— Оденьтесь! — случалось, что кричали зрители нам, когда мы, «певцы зимой погоды летней», легонько постукивая зубами от нестерпимого холода, делали вид, что нам очень тепло.
К актерам народ отнесся с поразительной симпатией. Он отдавал нам столько искреннего, столько горячего внимания, что этим завоевывал нас.
Время военного коммунизма своей суровостью отучило актеров смотреть на себя, как на «избранников» и поставило нас во всем рядом со всеми. Мы связались со всеми сначала нашими общими лишениями. Спаивала нас со всеми и всеобщая ненависть к врагам, внутренним и внешним, ввергавшим страну в жестокие испытания. Мы стали осознавать себя гражданами.
То, что у миллионов советских людей хватало сил перенести холод и голод и перешагнуть через отчаяние, знаменует многое. Те, кто блокировал нас, убедились, что у народов Советской страны превосходящие силы жизни.
Партия и народ не только оборонились от нападений Антанты, но начали строить свое Советское государство, создавать армию, развивать науку, технику, искусство. Мы радовались успехам нашего государства. Гордились ими.
А на фронте искусства шли ожесточеннейшие бои… «Дух века требует важных перемен и на сцене драматической», — так выразил Пушкин связь между действительностью и театром.
По-разному понимали эту взаимосвязь театральные деятели первых лет революции, разные «перемены» были им желанны.
Опять возвращаюсь к своему «шестку» — студии, так как данных на широкий обзор театральных борений, смут, веяний у меня нет.
Итак — о студии.
Сторонники левого направления негодовали, говорили, что студия убивает в актере игровую стихию.
В этом же был обвиняем и Московский Художественный театр.
Даже такой истинно творческий человек, как Маяковский, писал:
Для других театров
представлять не важно:
для них
сцена —
замочная скважина.
Сиди, мол, смирно,
прямо или наискосочек
и смотри чужой жизни кусочек.
Первая студия занимала небольшую театральную территорию и немного было в ней опытных и ярких актеров, но Первая студия заняла определенное место в борьбе за свои художественные принципы, первый из которых — «жизнь человеческого духа», переданная со сцены театра в художественной форме.
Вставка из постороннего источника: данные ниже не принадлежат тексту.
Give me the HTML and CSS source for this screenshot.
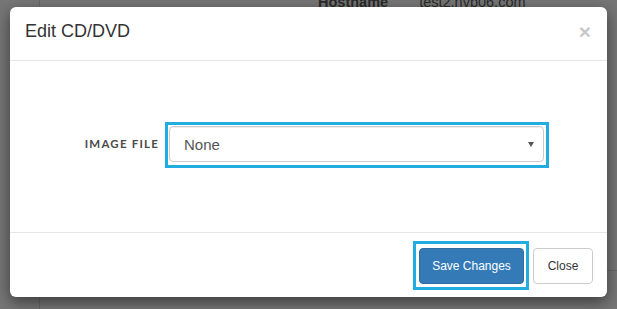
FILE: index.html
```html
<!DOCTYPE html>
<html>
<head>
<meta charset="utf-8">
<link rel="stylesheet" href="styles.css">
</head>
<body>
<div class="page">
  <div class="page-rule-v"></div>
  <div class="page-rule-h"></div>
  <div class="page-info">
    <span class="info-key">Hostname</span>
    <span class="info-val">test2.nvb06.com</span>
  </div>
</div>
<div class="modal">
  <div class="modal-header">
    <h4 class="modal-title">Edit CD/DVD</h4>
    <span class="close">×</span>
  </div>
  <div class="modal-body">
    <div class="form-row">
      <label class="form-label">IMAGE FILE</label>
      <div class="focus-ring ring-select">
        <div class="select">
          <span class="select-text">None</span>
          <span class="caret"></span>
        </div>
      </div>
    </div>
  </div>
  <div class="modal-footer">
    <div class="focus-ring ring-btn">
      <button class="btn btn-primary">Save Changes</button>
    </div>
    <button class="btn btn-default">Close</button>
  </div>
</div>
</body>
</html>
```
FILE: styles.css
```css
html, body {
  margin: 0;
  padding: 0;
}
body {
  width: 617px;
  height: 309px;
  overflow: hidden;
  position: relative;
  background: #767676;
  font-family: "Liberation Sans", Arial, sans-serif;
}
.page {
  position: absolute;
  inset: 0;
}
.page-rule-v {
  position: absolute;
  left: 39px;
  top: 0;
  width: 1px;
  height: 309px;
  background: #686868;
}
.page-rule-h {
  position: absolute;
  left: 600px;
  top: 270px;
  width: 17px;
  height: 1px;
  background: #686868;
}
.page-info {
  position: absolute;
  top: -5px;
  left: 318px;
  font-size: 14.5px;
  line-height: 1;
  color: #2b2b2b;
  white-space: nowrap;
}
.info-key {
  font-weight: bold;
  margin-right: 27px;
}
.modal {
  position: absolute;
  left: 10px;
  top: 7px;
  width: 597px;
  background: #fff;
  border-radius: 6px;
  box-shadow: 0 5px 15px rgba(0, 0, 0, 0.5);
}
.modal-header {
  display: flex;
  align-items: flex-start;
  justify-content: space-between;
  padding: 14px 16px 18px 15px;
  border-bottom: 1px solid #e5e5e5;
}
.modal-title {
  margin: 0;
  font-size: 18px;
  line-height: 20px;
  font-weight: normal;
  color: #333;
}
.close {
  font-size: 21px;
  font-weight: bold;
  line-height: 20px;
  color: #c8c8c8;
  margin-top: 1px;
}
.modal-body {
  padding: 61px 0 64px;
}
.form-row {
  display: flex;
  align-items: center;
}
.form-label {
  width: 149px;
  text-align: right;
  margin-right: 6px;
  font-family: Lato, "Liberation Sans", sans-serif;
  font-weight: bold;
  font-size: 11.5px;
  letter-spacing: 1.2px;
  color: #4a4a4a;
  margin-top: -3px;
}
.focus-ring {
  border: 3px solid #22acdf;
}
.ring-select {
  padding: 1px 2px 3px 1px;
}
.ring-btn {
  padding: 4px 2px 3px 3px;
}
.select {
  box-sizing: border-box;
  width: 375px;
  height: 36px;
  border: 1px solid #ccc;
  border-radius: 4px;
  box-shadow: inset 0 1px 1px rgba(0, 0, 0, 0.075);
  display: flex;
  align-items: center;
  justify-content: space-between;
  padding: 0 9px 0 14px;
}
.select-text {
  font-size: 15px;
  color: #555;
}
.caret {
  width: 0;
  height: 0;
  border-left: 3px solid transparent;
  border-right: 3px solid transparent;
  border-top: 5px solid #555;
  margin-top: 1px;
}
.modal-footer {
  display: flex;
  align-items: center;
  justify-content: flex-end;
  padding: 8px 14px 7px;
  border-top: 1px solid #e5e5e5;
}
.btn {
  box-sizing: border-box;
  height: 36px;
  font-family: "Liberation Sans", Arial, sans-serif;
  font-size: 12px;
  border-radius: 4px;
  border: 1px solid transparent;
  padding: 0 12px;
  margin: 0;
  display: block;
}
.btn-primary {
  width: 105px;
  background: #337ab7;
  border-color: #2e6da4;
  color: #fff;
}
.btn-default {
  width: 60px;
  margin-left: 4px;
  background: #fff;
  border-color: #ccc;
  color: #333;
}
```
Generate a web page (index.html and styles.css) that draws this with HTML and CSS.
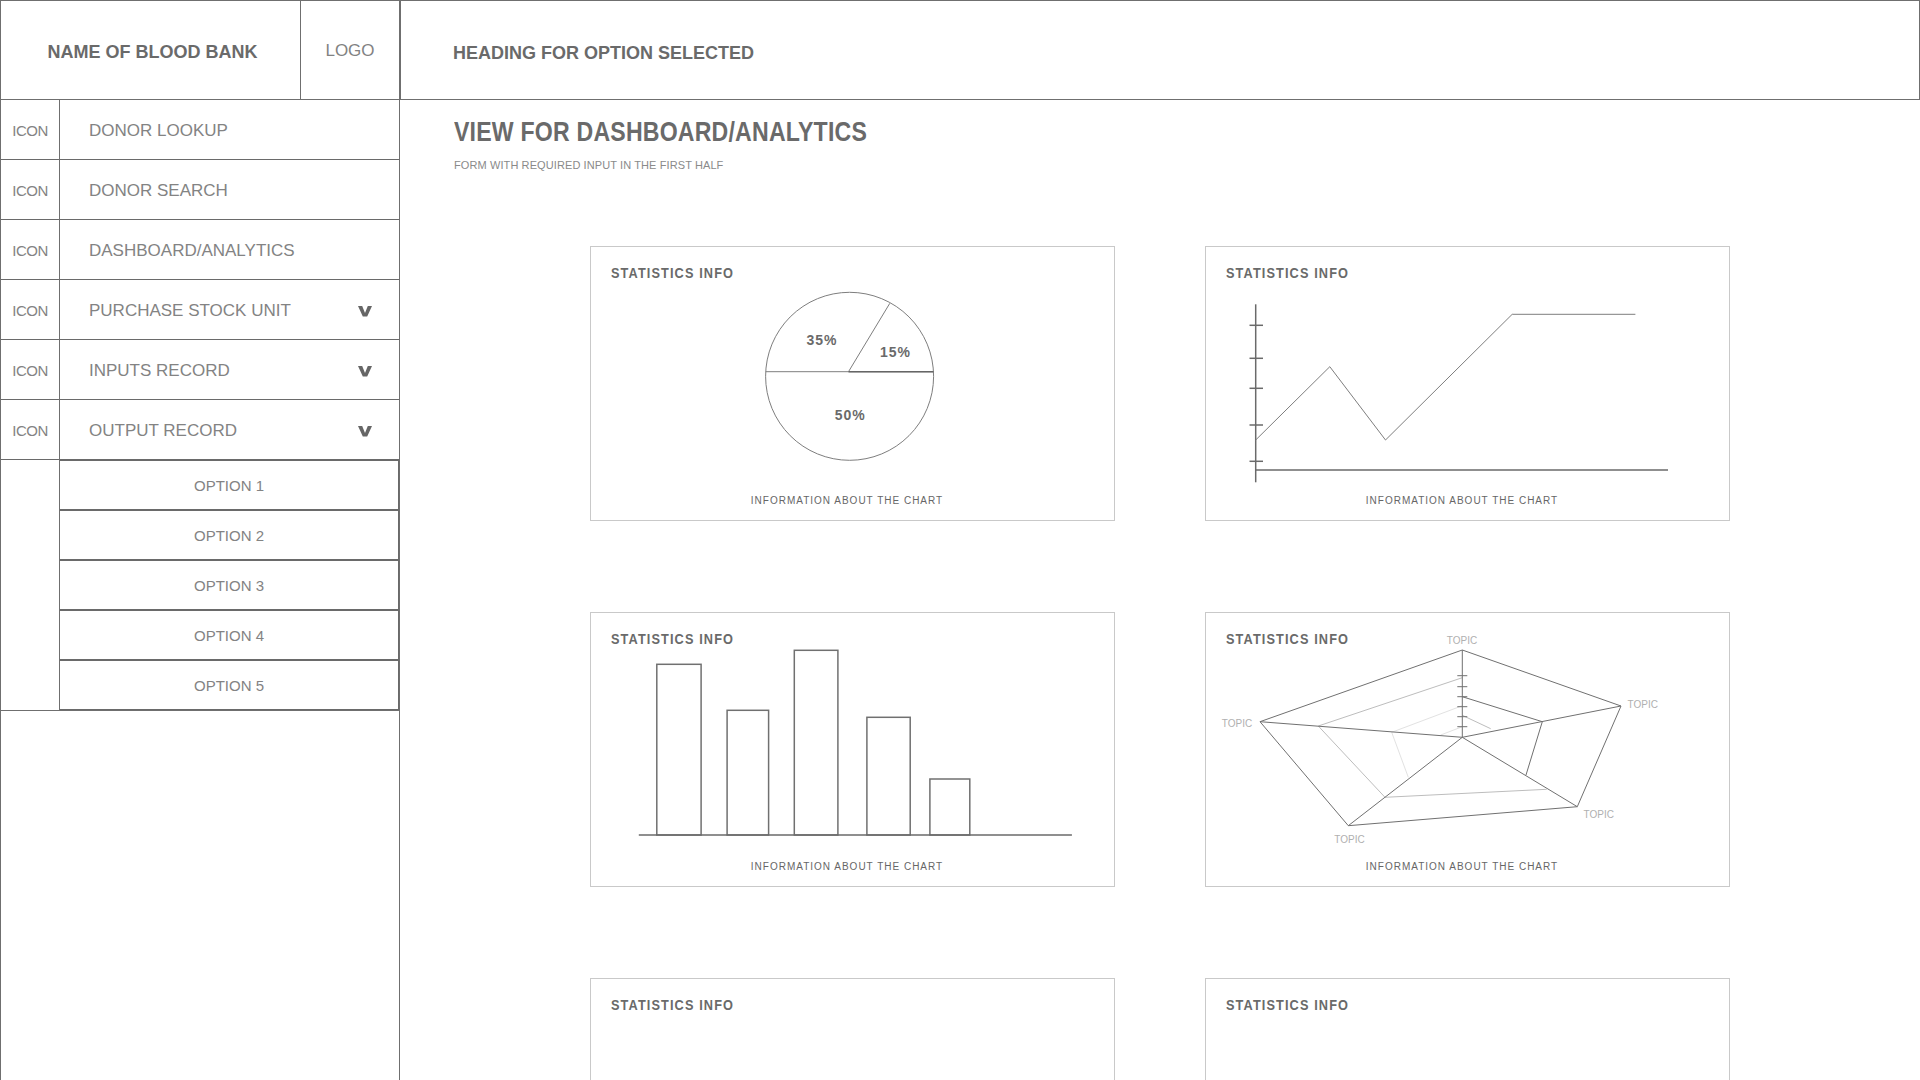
FILE: index.html
```html
<!DOCTYPE html>
<html lang="en">
<head>
<meta charset="utf-8">
<title>Blood Bank Dashboard</title>
<link rel="stylesheet" href="styles.css">
</head>
<body>
<div class="app">
  <div class="brand">
    <div class="brand-name">NAME OF BLOOD BANK</div>
    <div class="brand-logo">LOGO</div>
  </div>
  <header class="topbar">
    <h1 class="topbar-title">HEADING FOR OPTION SELECTED</h1>
  </header>

  <nav class="sidebar">
    <div class="nav-item"><span class="nav-icon">ICON</span><span class="nav-label">DONOR LOOKUP</span></div>
    <div class="nav-item"><span class="nav-icon">ICON</span><span class="nav-label">DONOR SEARCH</span></div>
    <div class="nav-item"><span class="nav-icon">ICON</span><span class="nav-label">DASHBOARD/ANALYTICS</span></div>
    <div class="nav-item"><span class="nav-icon">ICON</span><span class="nav-label">PURCHASE STOCK UNIT</span>
      <svg class="chev" viewBox="0 0 14 11"><polygon points="0,0 4.2,0 7,7 9.8,0 14,0 9.2,10.6 4.8,10.6"/></svg></div>
    <div class="nav-item"><span class="nav-icon">ICON</span><span class="nav-label">INPUTS RECORD</span>
      <svg class="chev" viewBox="0 0 14 11"><polygon points="0,0 4.2,0 7,7 9.8,0 14,0 9.2,10.6 4.8,10.6"/></svg></div>
    <div class="nav-item"><span class="nav-icon">ICON</span><span class="nav-label">OUTPUT RECORD</span>
      <svg class="chev" viewBox="0 0 14 11"><polygon points="0,0 4.2,0 7,7 9.8,0 14,0 9.2,10.6 4.8,10.6"/></svg></div>
    <div class="submenu">
      <div class="sub-gutter"></div>
      <div class="sub-list">
        <div class="sub-item">OPTION 1</div>
        <div class="sub-item">OPTION 2</div>
        <div class="sub-item">OPTION 3</div>
        <div class="sub-item">OPTION 4</div>
        <div class="sub-item">OPTION 5</div>
      </div>
    </div>
  </nav>

  <main class="main">
    <div class="view-head">
      <h2 class="view-title">VIEW FOR DASHBOARD/ANALYTICS</h2>
      <p class="view-sub">FORM WITH REQUIRED INPUT IN THE FIRST HALF</p>
    </div>

    <section class="grid">
      <div class="card">
        <svg class="chart" viewBox="1 1 523 273">
          <circle cx="259.6" cy="130.3" r="84" class="ln-soft"/>
          <line x1="175.7" y1="125.7" x2="343.5" y2="125.7" class="ln-soft"/>
          <line x1="258.5" y1="125.7" x2="343.5" y2="125.7" class="ln-dark"/>
          <line x1="258.5" y1="125.7" x2="299.8" y2="57.3" class="ln-soft"/>
          <text x="232" y="99" class="pie-lbl">35%</text>
          <text x="305.5" y="111" class="pie-lbl">15%</text>
          <text x="260.2" y="174" class="pie-lbl">50%</text>
        </svg>
        <h3 class="card-title">STATISTICS INFO</h3>
        <p class="card-cap">INFORMATION ABOUT THE CHART</p>
      </div>

      <div class="card">
        <svg class="chart" viewBox="1 1 523 273">
          <line x1="50.7" y1="58.3" x2="50.7" y2="236.3" class="axis"/>
          <line x1="50.7" y1="224" x2="463" y2="224" class="axis"/>
          <line x1="44.5" y1="79.3" x2="58" y2="79.3" class="axis"/>
          <line x1="44.5" y1="112.3" x2="58" y2="112.3" class="axis"/>
          <line x1="44.5" y1="142.3" x2="58" y2="142.3" class="axis"/>
          <line x1="44.5" y1="179" x2="58" y2="179" class="axis"/>
          <line x1="44.5" y1="215.3" x2="58" y2="215.3" class="axis"/>
          <polyline points="50.7,194 124.8,120.7 180.5,194 307.2,68.3 430.4,68.3" class="ln-soft"/>
        </svg>
        <h3 class="card-title">STATISTICS INFO</h3>
        <p class="card-cap">INFORMATION ABOUT THE CHART</p>
      </div>

      <div class="card">
        <svg class="chart" viewBox="1 1 523 273">
          <rect x="66.8" y="52.3" width="44.3" height="170.7" class="bar"/>
          <rect x="137.1" y="98.3" width="41.5" height="124.7" class="bar"/>
          <rect x="204.3" y="38.3" width="43.6" height="184.7" class="bar"/>
          <rect x="276.9" y="105.3" width="43.3" height="117.7" class="bar"/>
          <rect x="339.9" y="167" width="39.9" height="56" class="bar"/>
          <line x1="48.8" y1="223" x2="481.9" y2="223" class="axis"/>
        </svg>
        <h3 class="card-title">STATISTICS INFO</h3>
        <p class="card-cap">INFORMATION ABOUT THE CHART</p>
      </div>

      <div class="card">
        <svg class="chart" viewBox="1 1 523 273">
          <polyline points="257.3,93.7 186.7,120.3 203.3,165.3" class="rd-faint"/>
          <line x1="235.7" y1="123" x2="257.3" y2="114.7" class="rd-faint"/>
          <line x1="257.3" y1="103.3" x2="285.7" y2="116.7" class="rd-light"/>
          <polyline points="257.3,65.7 113.3,114 180,185.3 341.7,177.3" class="rd-light"/>
          <polygon points="257.3,38 416,94 372.3,194.7 143.3,213.7 55,109.7" class="rd-dark"/>
          <line x1="257.3" y1="125.3" x2="55" y2="109.7" class="rd-dark"/>
          <line x1="257.3" y1="125.3" x2="143.3" y2="213.7" class="rd-dark"/>
          <line x1="257.3" y1="125.3" x2="372.3" y2="194.7" class="rd-dark"/>
          <line x1="257.3" y1="125.3" x2="416" y2="94" class="rd-dark"/>
          <line x1="257.3" y1="125.3" x2="257.3" y2="38" class="rd-dark"/>
          <polyline points="257.3,84.7 337.3,109.7 321,163" class="rd-dark"/>
          <line x1="252.3" y1="63.7" x2="262.3" y2="63.7" class="rd-dark"/>
          <line x1="252.3" y1="74.7" x2="262.3" y2="74.7" class="rd-dark"/>
          <line x1="252.3" y1="84.7" x2="262.3" y2="84.7" class="rd-dark"/>
          <line x1="252.3" y1="94.7" x2="262.3" y2="94.7" class="rd-dark"/>
          <line x1="252.3" y1="104.7" x2="262.3" y2="104.7" class="rd-dark"/>
          <line x1="252.3" y1="114.7" x2="262.3" y2="114.7" class="rd-dark"/>
          <text x="257" y="32" class="topic mid">TOPIC</text>
          <text x="422.5" y="96.3" class="topic">TOPIC</text>
          <text x="378.5" y="206.3" class="topic">TOPIC</text>
          <text x="129.3" y="231.3" class="topic">TOPIC</text>
          <text x="16.8" y="115.3" class="topic">TOPIC</text>
        </svg>
        <h3 class="card-title">STATISTICS INFO</h3>
        <p class="card-cap">INFORMATION ABOUT THE CHART</p>
      </div>

      <div class="card">
        <h3 class="card-title">STATISTICS INFO</h3>
      </div>

      <div class="card">
        <h3 class="card-title">STATISTICS INFO</h3>
      </div>
    </section>
  </main>
</div>
</body>
</html>
```

FILE: styles.css
```css
html, body {
  margin: 0;
  padding: 0;
  background: #ffffff;
}

body {
  font-family: "Liberation Sans", Arial, sans-serif;
  color: #6d6d6d;
}

.app {
  display: grid;
  grid-template-columns: 400px 1fr;
  grid-template-rows: 100px 1fr;
  height: 100vh;
  overflow: hidden;
}

/* ---------- header ---------- */
.brand {
  display: flex;
  border: 1px solid #6f6f6f;
}

.brand-name {
  width: 299px;
  display: flex;
  align-items: center;
  justify-content: center;
  padding: 4px 0 0 4px;
  box-sizing: border-box;
  font-size: 18px;
  font-weight: bold;
  color: #6a6a6a;
}

.brand-logo {
  flex: 1;
  border-left: 1px solid #6f6f6f;
  display: flex;
  align-items: center;
  justify-content: center;
  padding-top: 2px;
  font-size: 17px;
  color: #828282;
}

.topbar {
  border: 1px solid #6f6f6f;
  display: flex;
  align-items: center;
  padding: 5px 0 0 52px;
}

.topbar-title {
  margin: 0;
  font-size: 18px;
  line-height: 20px;
  font-weight: bold;
  color: #6a6a6a;
}

/* ---------- sidebar ---------- */
.sidebar {
  border-left: 1px solid #6f6f6f;
  border-right: 1px solid #6f6f6f;
  border-bottom: 1px solid #6f6f6f;
  display: flex;
  flex-direction: column;
}

.nav-item {
  height: 60px;
  box-sizing: border-box;
  border-bottom: 1px solid #6a6a6a;
  display: flex;
  align-items: center;
}

.nav-icon {
  width: 58px;
  height: 100%;
  border-right: 1px solid #6f6f6f;
  display: flex;
  align-items: center;
  justify-content: center;
  padding-top: 2px;
  box-sizing: content-box;
  font-size: 15px;
  letter-spacing: -0.5px;
  color: #838383;
}

.nav-label {
  flex: 1;
  padding: 2px 0 0 29px;
  font-size: 17px;
  color: #838383;
}

.chev {
  width: 14px;
  height: 11px;
  margin: 3px 27px 0 0;
  fill: #666666;
}

.submenu {
  display: flex;
  border-bottom: 1px solid #6f6f6f;
}

.sub-gutter {
  width: 58px;
  border-right: 1px solid #6f6f6f;
}

.sub-list {
  flex: 1;
  border-top: 1px solid #6a6a6a;
  border-right: 1px solid #6a6a6a;
}

.sub-item {
  height: 50px;
  box-sizing: border-box;
  border-bottom: 2px solid #6a6a6a;
  display: flex;
  align-items: center;
  justify-content: center;
  font-size: 15px;
  color: #838383;
}

.sub-item:last-child {
  border-bottom-width: 1px;
  height: 49px;
}

/* ---------- main ---------- */
.main {
  min-width: 0;
}

.view-head {
  padding: 16px 0 0 54px;
}

.view-title {
  display: inline-block;
  margin: 0;
  font-size: 28px;
  line-height: 32px;
  font-weight: bold;
  letter-spacing: 0.25px;
  color: #6a6a6a;
  transform: scaleX(0.825);
  transform-origin: 0 50%;
  white-space: nowrap;
}

.view-sub {
  margin: 11px 0 0;
  font-size: 11px;
  line-height: 13px;
  letter-spacing: 0.1px;
  color: #8a8a8a;
}

.grid {
  display: grid;
  grid-template-columns: 525px 525px;
  grid-auto-rows: 275px;
  column-gap: 90px;
  row-gap: 91px;
  justify-content: center;
  margin-top: 74px;
}

.card {
  border: 1px solid #c9c9c9;
  display: grid;
  grid-template: 1fr / 1fr;
}

.card > * {
  grid-area: 1 / 1;
}

.chart {
  width: 100%;
  height: 100%;
  display: block;
}

.card-title {
  align-self: start;
  justify-self: start;
  margin: 17px 0 0 20px;
  font-size: 15px;
  line-height: 18px;
  font-weight: bold;
  letter-spacing: 1.3px;
  color: #6a6a6a;
  white-space: nowrap;
  transform: scaleX(0.85);
  transform-origin: 0 0;
  position: relative;
}

.card-cap {
  align-self: end;
  margin: 0;
  padding: 0 11px 13px 0;
  text-align: center;
  font-size: 10px;
  line-height: 12px;
  letter-spacing: 1px;
  color: #666666;
}

/* ---------- chart strokes ---------- */
.ln-soft {
  fill: none;
  stroke: #7e7e7e;
  stroke-width: 1;
}

.ln-dark {
  fill: none;
  stroke: #666666;
  stroke-width: 1.5;
}

.axis {
  fill: none;
  stroke: #6a6a6a;
  stroke-width: 1.5;
}

.bar {
  fill: none;
  stroke: #707070;
  stroke-width: 1.5;
}

.rd-dark {
  fill: none;
  stroke: #707070;
  stroke-width: 1;
}

.rd-light {
  fill: none;
  stroke: #bdbdbd;
  stroke-width: 1;
}

.rd-faint {
  fill: none;
  stroke: #e2e2e2;
  stroke-width: 1;
}

.pie-lbl {
  font-family: "Liberation Sans", Arial, sans-serif;
  font-size: 14px;
  font-weight: bold;
  letter-spacing: 1px;
  fill: #6a6a6a;
  text-anchor: middle;
}

.topic {
  font-family: "Liberation Sans", Arial, sans-serif;
  font-size: 10px;
  fill: #b0b0b0;
}

.topic.mid {
  text-anchor: middle;
}
```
Считаю это доблестью студии, если вспомнить диспуты 20‑х годов о театре эксцентрическом, о театре современном. Лозунги этих диспутов были: американизация театра, бульваризация театра, механизация его.
Отрицалось значение «искусства высокого, искусства серьезного, искусства вечного, искусства вообще»…
Быть может, мы только из боязни вылезти за пределы привычного продолжали держаться «жизни в образе»?
Может быть, и так.
Но хорошо, что вольно или невольно, а вместе с театрами, впоследствии ставшими академическими, мы были верными основе русского театрального искусства — стремлению к жизни на сцене.
Только «представлять» — тоже не театр.
Когда играешь только для других, без того, чтобы и для тебя что-то теплилось в душе, без того, что и ты, актер, испытываешь радость творчества, — ледяной тогда театр.
Нет, только на двух ногах, и притом равной длины, не хромает человек. И только тот театр не хромает, режиссеры и актеры которого со зрителями считаются всемерно, но отнюдь не теряют своей внутренней глубочайшей сосредоточенности в жизни сценического образа.
Тема театра — человек.
Жизнь передается через человека.
Идея становится ощутимой через человека пьесы и спектакля.
Как же можно презреть человека — сценический образ?
Чем будет жива профессия актера, от которой отняты обязанность и право сценического перевоплощения?
Так я думаю теперь. А то, что думала тогда, я не в состоянии была бы выразить словами.
Маяковского я тогда не читала, не интересовалась им совершенно и, — чтобы быть до конца откровенной, — не запомнила его, хотя по приглашению студии он выступил с чтением своих произведений.
Ни на какие диспуты я не ходила: ничего бы в них не поняла, а только было бы страшно и больно за Художественный театр, за его студию.